Core Themes and Ideas

The radical project of doubt stands at the book’s center, not as some coldly logical game but as an existential necessity. When Descartes sweeps aside former beliefs, he is not performing a philosophical parlor trick—rather, he enacts the drama of intellectual rebirth. The act of suspending judgment, or epoché, becomes a kind of narrative device, using uncertainty as both crucible and cleansing fire. At first, I am drawn into his famous “method of doubt,” which—contrary to its reputation—is not destructive but deeply creative. To doubt all, even the body, even mathematics, is to clear ground for a new foundation. In these moments, I witness Descartes becoming his own protagonist and antagonist, wielding skepticism as both a shield and a chisel.

His arrival at cogito, ergo sum—“I think, therefore I am”—emerges not as a revelation delivered from on high but as the stubborn remainder when all else has been questioned.

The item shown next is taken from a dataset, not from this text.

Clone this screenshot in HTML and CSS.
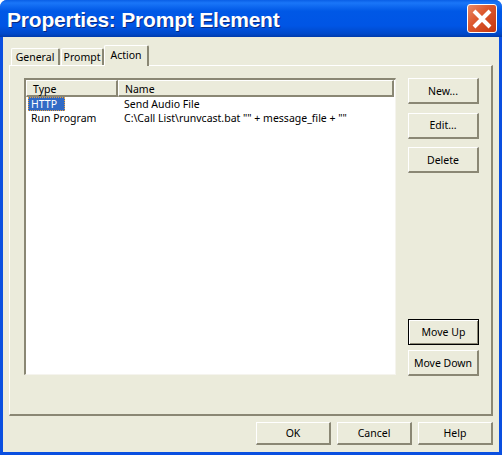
FILE: index.html
```html
<!DOCTYPE html>
<html lang="en">
<head>
    <meta charset="UTF-8">
    <meta name="viewport" content="width=device-width, initial-scale=1.0">
    <title>Properties: Prompt Element</title>
    <link rel="stylesheet" href="styles.css">
</head>
<body>
    <div class="window">
        <div class="titlebar">
            <span class="title">Properties: Prompt Element</span>
            <div class="close">
                <svg width="22" height="22" viewBox="0 0 22 22">
                    <path d="M3 3 L19 19 M19 3 L3 19" stroke="#fff" stroke-width="4"/>
                </svg>
            </div>
        </div>

        <div class="client">
            <div class="tabs">
                <div class="tab tab-general">General</div>
                <div class="tab tab-prompt">Prompt</div>
                <div class="tab tab-action">Action</div>
            </div>

            <div class="panel">
                <div class="list">
                    <div class="list-head">
                        <div class="col-type head-cell">Type</div>
                        <div class="col-name head-cell">Name</div>
                    </div>
                    <div class="list-row">
                        <div class="col-type"><span class="selected">HTTP</span></div>
                        <div class="col-name">Send Audio File</div>
                    </div>
                    <div class="list-row">
                        <div class="col-type"><span class="cell-text">Run Program</span></div>
                        <div class="col-name">C:\Call List\runvcast.bat "" + message_file + ""</div>
                    </div>
                </div>

                <div class="side-buttons">
                    <button class="btn">New...</button>
                    <button class="btn">Edit...</button>
                    <button class="btn">Delete</button>
                    <div class="spacer"></div>
                    <button class="btn btn-default">Move Up</button>
                    <button class="btn">Move Down</button>
                </div>
            </div>

            <div class="footer">
                <button class="btn btn-wide">OK</button>
                <button class="btn btn-wide">Cancel</button>
                <button class="btn btn-wide">Help</button>
            </div>
        </div>
    </div>
</body>
</html>
```

FILE: styles.css
```css
html, body {
    margin: 0;
    padding: 0;
}

body {
    width: 502px;
    height: 455px;
    overflow: hidden;
    background: #fff;
    font-family: "Noto Sans", Arial, sans-serif;
    font-size: 10.5px;
    color: #000;
}

.window {
    width: 502px;
    height: 455px;
    display: flex;
    flex-direction: column;
    background: #0a4fe0;
    border-radius: 7px 7px 0 0;
}

/* Title bar */
.titlebar {
    height: 37px;
    flex: none;
    display: flex;
    align-items: center;
    justify-content: space-between;
    padding: 2px 5px 0 7px;
    box-sizing: border-box;
    border-radius: 7px 7px 0 0;
    background: linear-gradient(to bottom, #0a5fe6 0%, #1a76f8 8%, #0058e6 30%, #0055e5 70%, #0048c8 92%, #003aaa 100%);
}

.title {
    font-family: "Liberation Sans", Arial, sans-serif;
    font-weight: bold;
    font-size: 21px;
    letter-spacing: -0.2px;
    color: #fff;
    text-shadow: 1px 1px 0 #0a2a80;
}

.close {
    width: 30px;
    height: 29px;
    margin-bottom: 2px;
    box-sizing: border-box;
    border: 1px solid #fff;
    border-radius: 3px;
    background: linear-gradient(135deg, #e88a68 0%, #dd5a30 40%, #c5360f 100%);
    display: flex;
    align-items: center;
    justify-content: center;
}

.client {
    flex: 1;
    margin: 0 3px 3px 3px;
    background: #ebebdb;
    display: flex;
    flex-direction: column;
    padding: 8px 6px 7px 6px;
}

/* Tabs */
.tabs {
    display: flex;
    align-items: flex-end;
    height: 20px;
    padding-left: 2px;
    position: relative;
    z-index: 1;
}

.tab {
    height: 17px;
    line-height: 16px;
    text-align: center;
    box-sizing: border-box;
    border-top: 1px solid #fff;
    border-left: 1px solid #fff;
    border-right: 2px solid #8a8774;
    border-radius: 2px 2px 0 0;
}

.tab-general {
    width: 49px;
    margin-right: 1px;
}

.tab-prompt {
    width: 43px;
}

.tab-action {
    width: 45px;
    height: 21px;
    margin-bottom: -1px;
    background: #ebebdb;
    line-height: 18px;
}

.panel {
    flex: 1;
    display: flex;
    gap: 12px;
    padding: 12px 12px 38px 14px;
    border-top: 1px solid #fff;
    border-left: 1px solid #fff;
    border-right: 2px solid #8a8774;
    border-bottom: 2px solid #8a8774;
}

/* List */
.list {
    flex: 1;
    margin-bottom: 1px;
    background: #fff;
    box-sizing: border-box;
    border-top: 2px solid #8a8774;
    border-left: 2px solid #8a8774;
    border-right: 1px solid #f5f4ee;
    border-bottom: 1px solid #f5f4ee;
}

.list-head {
    display: flex;
    height: 17px;
    padding-right: 1px;
    background: #fff;
    box-sizing: border-box;
}

.head-cell {
    box-sizing: border-box;
    height: 17px;
    line-height: 17px;
    border-top: 1px solid #fff;
    border-left: 1px solid #fff;
    border-right: 2px solid #8a8774;
    border-bottom: 2px solid #8a8774;
    background: #ebebdb;
}

.col-type {
    width: 92px;
    flex: none;
    padding-left: 6px;
    box-sizing: border-box;
}

.col-name {
    flex: 1;
    padding-left: 6px;
    box-sizing: border-box;
}

.list-row {
    display: flex;
    height: 14px;
    line-height: 14px;
}

.list-row .col-name {
    padding-left: 6px;
}

.list-row .col-type {
    padding-left: 2px;
}

.selected {
    display: block;
    width: 37px;
    padding-left: 3px;
    box-sizing: border-box;
    background: #316ac5;
    color: #fff;
    outline: 1px dotted #e8a040;
    outline-offset: -1px;
}

.cell-text {
    padding-left: 3px;
}

/* Buttons */
.side-buttons {
    width: 71px;
    flex: none;
    display: flex;
    flex-direction: column;
    gap: 8.5px;
}

.spacer {
    flex: 1;
}

.btn {
    width: 71px;
    height: 26px;
    padding: 0;
    box-sizing: border-box;
    background: #ebebdb;
    font-family: "Noto Sans", Arial, sans-serif;
    font-size: 10.5px;
    color: #000;
    border-top: 1px solid #fff;
    border-left: 1px solid #fff;
    border-right: 2px solid #8a8774;
    border-bottom: 2px solid #8a8774;
    border-radius: 0;
}

.btn-default {
    border: 1px solid #000;
    box-shadow: inset 1px 1px 0 #fff, inset -1px -1px 0 #8a8774;
    margin-bottom: -3.5px;
}

.footer {
    display: flex;
    justify-content: flex-end;
    gap: 6px;
    padding-top: 6px;
}

.btn-wide {
    width: 75px;
    height: 23px;
}
```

This assertion pulses with symbolic meaning; it is both a philosophical fulcrum and a moment of almost literary climax, where the narrator cries out for a foothold in a shifting world. The sense of urgency is palpable. I cannot help but read this as an authorial intention to dramatize the possibility of certainty in an age adrift in doubt.

The subsequent argument for the existence of God, sometimes disparaged as scholastic relic, strikes me as an effort to weave together the detached intellect and the yearning for connection. Descartes’ style—steeped in baroque proofs and precise terminology—veils a thematic longing to escape solipsism. In showing that the idea of God is “more real” than the finite self, he proposes a narrative arc: from isolation, through confrontation with the infinite, and back into the possibility of shared reality. The mediation here, almost paradoxically, becomes a form of prayer.

A literary thread persists through his exploration of mind-body dualism. The “real distinction” between the thinking thing and the extended thing is not just metaphysical scaffolding, but a symbolic dramatization of the split modern subject. Descartes fashions a character—“I, the thinking thing”—whose highest truth is interiority. That the soul “is entirely distinct from the body”—this is not just an assertion but a narrative choice, forging an inwardness that will ripple through centuries of philosophy and literature alike.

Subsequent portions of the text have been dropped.